The most useful pickleball tips for intermediate players target control rather than power: split step the instant your opponent hits, pivot back to take dinks at the apex, counter with a compact swing instead of a big one, drive your return deep with forward momentum, and aim middle to remove angles. These habits separate steady 4.0 players from 3.5 players who stall.
Which pickleball tips help the most against bangers?
Against bangers, keep a quiet head and quiet feet at contact, shorten your swing so you stay in front of the ball, and hinge slightly at the hips so a fast ball does not jam your chest upward and pop up. When the banger drives from the baseline, use active feet to get set early rather than reacting late.
What is a split step in pickleball?
A split step is a small hop that lands you in a balanced, athletic stance just as your opponent strikes the ball. It stops you from running through your shots and gives you time to react to angles, which makes everything from returns to counters more controlled.
Why should you hit to the middle in pickleball?
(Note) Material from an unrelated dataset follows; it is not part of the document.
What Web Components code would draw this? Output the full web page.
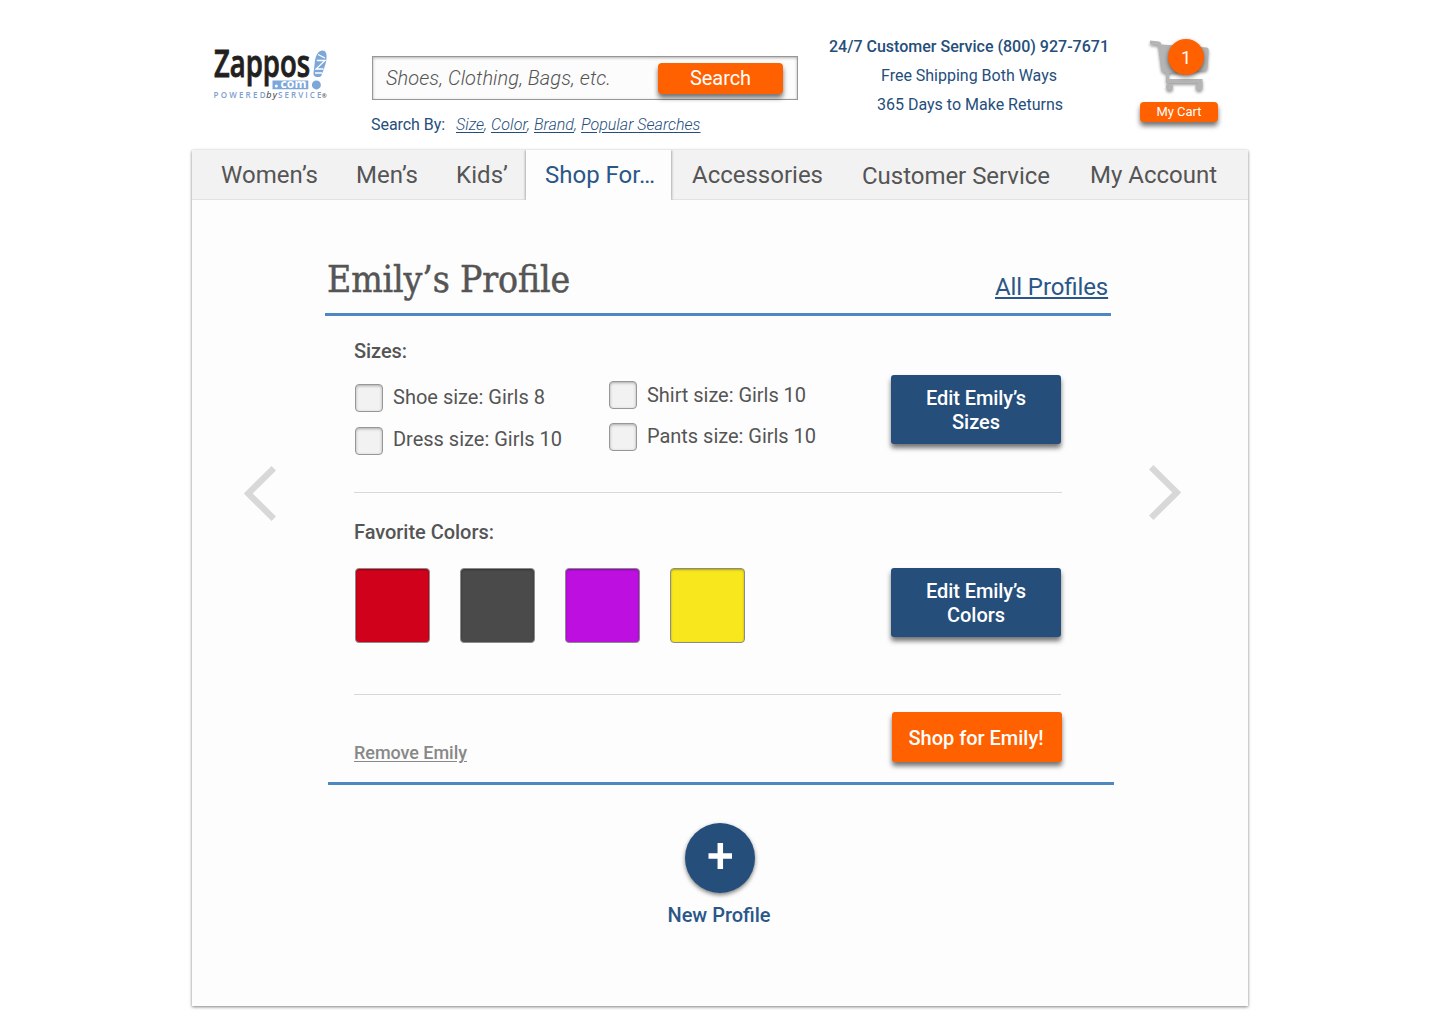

Hitting middle takes away your opponent's angles on dinks, speed-ups, and drives, and it forces lower-percentage replies. The middle is also the lowest point of the net, so you get extra margin on every shot you send there.
Should your return of serve be flat or have topspin?
A return should be flatter than a drive. Use a more neutral wrist and let your legs and forward momentum carry the ball deep, rather than brushing up for topspin, which is better saved for your third shot drive.